▶ [Supplied information]:
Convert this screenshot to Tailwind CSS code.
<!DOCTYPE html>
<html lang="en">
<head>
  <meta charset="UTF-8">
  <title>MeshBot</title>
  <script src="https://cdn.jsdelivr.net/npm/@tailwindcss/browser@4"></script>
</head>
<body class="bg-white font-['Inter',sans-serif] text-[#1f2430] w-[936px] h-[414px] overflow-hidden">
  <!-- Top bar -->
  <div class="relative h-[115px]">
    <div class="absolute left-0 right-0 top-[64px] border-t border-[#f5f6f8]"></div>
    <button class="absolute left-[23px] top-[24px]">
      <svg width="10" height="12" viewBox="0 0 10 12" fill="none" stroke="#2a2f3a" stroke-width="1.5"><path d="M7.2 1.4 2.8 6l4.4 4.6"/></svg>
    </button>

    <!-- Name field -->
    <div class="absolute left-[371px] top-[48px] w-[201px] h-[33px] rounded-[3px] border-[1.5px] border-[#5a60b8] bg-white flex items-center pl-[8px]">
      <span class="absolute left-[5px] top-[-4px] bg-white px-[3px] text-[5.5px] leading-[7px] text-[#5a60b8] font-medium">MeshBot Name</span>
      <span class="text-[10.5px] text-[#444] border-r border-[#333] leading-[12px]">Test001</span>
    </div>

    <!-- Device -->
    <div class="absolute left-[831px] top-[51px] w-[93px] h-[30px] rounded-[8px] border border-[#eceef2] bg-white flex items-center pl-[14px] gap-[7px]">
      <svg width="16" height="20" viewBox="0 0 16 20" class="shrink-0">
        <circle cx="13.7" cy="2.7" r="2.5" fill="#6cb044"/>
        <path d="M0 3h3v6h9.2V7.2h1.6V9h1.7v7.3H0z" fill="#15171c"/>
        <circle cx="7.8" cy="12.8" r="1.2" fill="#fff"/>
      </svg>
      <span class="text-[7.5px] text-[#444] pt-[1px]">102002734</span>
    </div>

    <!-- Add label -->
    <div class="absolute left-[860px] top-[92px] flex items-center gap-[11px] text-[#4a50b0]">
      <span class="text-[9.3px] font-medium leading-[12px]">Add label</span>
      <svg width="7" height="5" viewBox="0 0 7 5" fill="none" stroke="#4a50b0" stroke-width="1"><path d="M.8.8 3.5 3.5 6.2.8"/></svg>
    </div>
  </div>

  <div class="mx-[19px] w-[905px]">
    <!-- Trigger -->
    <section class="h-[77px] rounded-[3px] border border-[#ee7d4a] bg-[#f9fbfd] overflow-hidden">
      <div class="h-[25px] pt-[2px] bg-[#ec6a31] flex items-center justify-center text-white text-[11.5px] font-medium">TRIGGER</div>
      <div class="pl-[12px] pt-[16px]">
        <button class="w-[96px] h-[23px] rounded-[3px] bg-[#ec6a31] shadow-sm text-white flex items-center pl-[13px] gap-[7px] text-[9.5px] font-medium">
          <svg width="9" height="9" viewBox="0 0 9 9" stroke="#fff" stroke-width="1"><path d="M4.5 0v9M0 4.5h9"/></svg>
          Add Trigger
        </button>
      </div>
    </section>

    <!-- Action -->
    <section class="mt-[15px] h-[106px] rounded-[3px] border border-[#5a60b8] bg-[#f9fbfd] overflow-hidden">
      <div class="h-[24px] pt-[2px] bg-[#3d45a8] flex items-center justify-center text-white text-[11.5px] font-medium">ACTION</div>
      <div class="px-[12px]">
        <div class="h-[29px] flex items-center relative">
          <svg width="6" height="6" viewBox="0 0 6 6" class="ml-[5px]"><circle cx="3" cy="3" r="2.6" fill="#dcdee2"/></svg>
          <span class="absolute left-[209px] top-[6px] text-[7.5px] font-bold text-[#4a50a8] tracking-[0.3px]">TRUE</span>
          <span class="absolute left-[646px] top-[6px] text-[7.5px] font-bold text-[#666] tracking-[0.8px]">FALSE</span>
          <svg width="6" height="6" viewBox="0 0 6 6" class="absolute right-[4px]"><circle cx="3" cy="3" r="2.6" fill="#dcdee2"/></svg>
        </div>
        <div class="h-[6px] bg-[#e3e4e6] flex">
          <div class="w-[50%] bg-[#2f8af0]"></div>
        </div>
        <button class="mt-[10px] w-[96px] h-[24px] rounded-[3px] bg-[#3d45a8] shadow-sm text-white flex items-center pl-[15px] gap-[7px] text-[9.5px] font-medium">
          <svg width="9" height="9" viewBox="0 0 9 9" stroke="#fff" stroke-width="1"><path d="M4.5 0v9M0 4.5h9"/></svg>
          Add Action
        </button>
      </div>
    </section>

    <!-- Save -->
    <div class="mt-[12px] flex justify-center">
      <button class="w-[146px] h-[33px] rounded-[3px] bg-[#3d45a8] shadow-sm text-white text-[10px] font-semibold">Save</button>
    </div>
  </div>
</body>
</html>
---
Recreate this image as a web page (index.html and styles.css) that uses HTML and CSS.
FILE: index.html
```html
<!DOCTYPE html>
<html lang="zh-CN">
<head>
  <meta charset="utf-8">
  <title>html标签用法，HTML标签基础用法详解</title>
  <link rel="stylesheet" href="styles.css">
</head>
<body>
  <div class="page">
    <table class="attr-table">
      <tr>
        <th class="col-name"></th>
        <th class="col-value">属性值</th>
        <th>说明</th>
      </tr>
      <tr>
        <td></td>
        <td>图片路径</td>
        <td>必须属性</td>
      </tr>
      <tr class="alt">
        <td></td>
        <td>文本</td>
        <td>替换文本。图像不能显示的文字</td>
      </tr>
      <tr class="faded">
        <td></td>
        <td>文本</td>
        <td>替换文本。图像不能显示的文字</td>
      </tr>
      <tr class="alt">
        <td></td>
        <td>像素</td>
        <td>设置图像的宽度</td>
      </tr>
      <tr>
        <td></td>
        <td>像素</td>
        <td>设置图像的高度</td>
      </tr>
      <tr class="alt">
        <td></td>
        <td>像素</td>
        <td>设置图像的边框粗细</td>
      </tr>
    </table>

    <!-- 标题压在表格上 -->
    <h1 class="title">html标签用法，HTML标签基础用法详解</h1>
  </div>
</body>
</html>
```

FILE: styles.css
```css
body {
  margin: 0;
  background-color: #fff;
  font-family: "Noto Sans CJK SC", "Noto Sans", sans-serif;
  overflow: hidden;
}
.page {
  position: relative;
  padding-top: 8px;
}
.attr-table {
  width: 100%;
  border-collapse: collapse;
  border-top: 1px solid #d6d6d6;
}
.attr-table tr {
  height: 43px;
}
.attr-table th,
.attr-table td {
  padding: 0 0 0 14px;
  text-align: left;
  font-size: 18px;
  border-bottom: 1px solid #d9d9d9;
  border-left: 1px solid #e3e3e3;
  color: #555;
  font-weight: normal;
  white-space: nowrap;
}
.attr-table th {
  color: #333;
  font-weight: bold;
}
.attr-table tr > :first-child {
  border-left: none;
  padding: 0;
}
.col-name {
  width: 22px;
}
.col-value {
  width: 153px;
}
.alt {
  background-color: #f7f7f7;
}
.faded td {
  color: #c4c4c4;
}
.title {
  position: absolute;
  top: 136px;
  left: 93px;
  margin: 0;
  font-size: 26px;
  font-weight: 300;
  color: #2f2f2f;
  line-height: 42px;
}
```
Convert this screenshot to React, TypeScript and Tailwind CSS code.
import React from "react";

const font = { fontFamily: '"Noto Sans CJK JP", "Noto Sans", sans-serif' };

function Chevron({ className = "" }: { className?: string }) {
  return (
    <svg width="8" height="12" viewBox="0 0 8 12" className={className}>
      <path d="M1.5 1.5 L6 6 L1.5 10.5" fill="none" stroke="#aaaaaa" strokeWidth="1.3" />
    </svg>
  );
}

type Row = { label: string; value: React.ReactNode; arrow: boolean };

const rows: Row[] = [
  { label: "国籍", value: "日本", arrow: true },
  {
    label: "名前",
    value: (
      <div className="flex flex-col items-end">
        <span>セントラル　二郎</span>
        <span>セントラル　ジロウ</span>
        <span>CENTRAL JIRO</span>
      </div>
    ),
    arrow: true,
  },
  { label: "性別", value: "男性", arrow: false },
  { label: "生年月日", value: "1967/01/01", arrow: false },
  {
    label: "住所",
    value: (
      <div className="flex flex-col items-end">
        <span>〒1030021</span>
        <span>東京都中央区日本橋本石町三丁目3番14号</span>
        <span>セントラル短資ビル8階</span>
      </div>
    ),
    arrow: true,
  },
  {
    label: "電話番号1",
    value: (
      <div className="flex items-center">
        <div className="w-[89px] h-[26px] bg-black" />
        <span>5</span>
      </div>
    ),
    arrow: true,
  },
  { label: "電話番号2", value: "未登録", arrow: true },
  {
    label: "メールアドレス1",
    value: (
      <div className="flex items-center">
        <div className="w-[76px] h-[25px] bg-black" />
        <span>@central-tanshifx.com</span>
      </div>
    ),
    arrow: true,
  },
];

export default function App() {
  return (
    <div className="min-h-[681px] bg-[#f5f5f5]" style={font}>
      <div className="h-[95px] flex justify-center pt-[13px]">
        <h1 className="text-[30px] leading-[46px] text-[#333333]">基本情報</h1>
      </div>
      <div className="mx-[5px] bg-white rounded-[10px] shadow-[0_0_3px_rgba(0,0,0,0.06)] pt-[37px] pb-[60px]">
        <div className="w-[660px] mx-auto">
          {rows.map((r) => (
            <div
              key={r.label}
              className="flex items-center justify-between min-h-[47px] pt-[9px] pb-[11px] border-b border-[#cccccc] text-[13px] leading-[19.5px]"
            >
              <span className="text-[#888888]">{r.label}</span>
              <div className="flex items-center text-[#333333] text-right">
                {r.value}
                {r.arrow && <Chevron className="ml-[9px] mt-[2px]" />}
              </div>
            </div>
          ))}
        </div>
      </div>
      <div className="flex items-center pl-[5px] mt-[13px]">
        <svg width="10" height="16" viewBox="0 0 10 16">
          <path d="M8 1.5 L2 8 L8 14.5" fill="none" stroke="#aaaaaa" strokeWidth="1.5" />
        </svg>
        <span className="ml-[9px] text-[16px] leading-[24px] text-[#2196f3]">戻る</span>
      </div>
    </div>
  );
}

▶ [The task]: Exactly as written, quote the lines from the one that has "Convert this screenshot to React, TypeScript" down to the one that has "string; value: React.ReactNode;", and include both.

▶ [Reply]:
Convert this screenshot to React, TypeScript and Tailwind CSS code.
import React from "react";

const font = { fontFamily: '"Noto Sans CJK JP", "Noto Sans", sans-serif' };

function Chevron({ className = "" }: { className?: string }) {
  return (
    <svg width="8" height="12" viewBox="0 0 8 12" className={className}>
      <path d="M1.5 1.5 L6 6 L1.5 10.5" fill="none" stroke="#aaaaaa" strokeWidth="1.3" />
    </svg>
  );
}

type Row = { label: string; value: React.ReactNode; arrow: boolean };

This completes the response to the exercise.